Third, there is the re-launch. Can I read the work? Can I see the learning in the documentation? Can I see the possibilities? Can I see the research questions? The task of educators is to find the child’s ‘zone of proximal development’, and to find the re-launch point in their thinking. This is not too easy and not too difficult. The educators should not create the documentation but rather discuss the documentation.
At a recent early childhood conference that I attended, there was a proliferation of companies spruiking digital platforms for curriculum design. This software is designed to make curriculum design ‘easy’, information for families more ‘accessible’ and the learning and development of children ‘visible’. One example I looked at was a template that could be given to families to explain the importance of meal times in early learning services.
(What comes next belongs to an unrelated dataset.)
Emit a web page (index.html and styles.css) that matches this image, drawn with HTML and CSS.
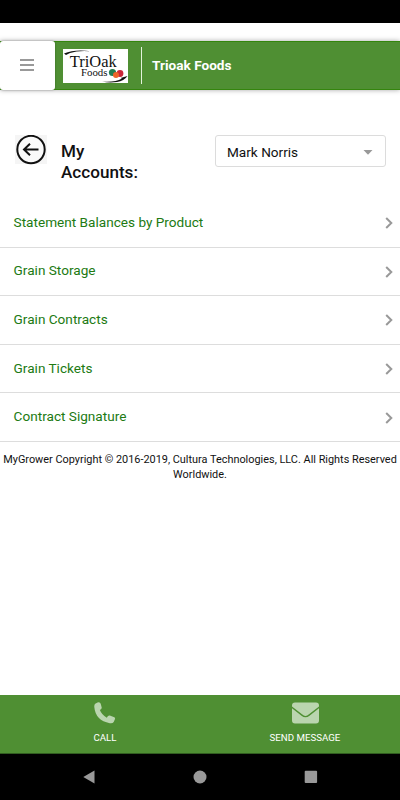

It contained a narrative about the social/emotional value of sharing food and then had a space to put a photograph of the child enjoying this experience. This kind of ‘click and drag’ documentation is lazy teaching. Could children themselves not generate a piece of documentation about the importance of shared meal times?
When did we decide to take children out of our documentation design decisions?
It is going to require a strong conviction and belief in our own pedagogical practices to challenge the norms and assumptions that sometimes are the dominant voice in the discussion on documentation best practice in Australia, but it will be worth it!
(This is an edited extract from The Challenge, Reggio Emilia Australia Information Exchange, Vol. 21, No. 2 pp. 9–10.)
Oh how I resonate with this article! I feel validated and supported in my continued resistance to packaged documentation yet challenged to go deeper.
So true but very hard to incorporate into the whole centre . It’s so hard to motivate educators to do critical reflection , curriculum designing seems like reaching the sky and catch a star!
We cant assume everyone knows how to reflect critically or document learners learning in a meaningful and effective way. Educators too are learners and need to be educated. It will take time but we have to start somewhere.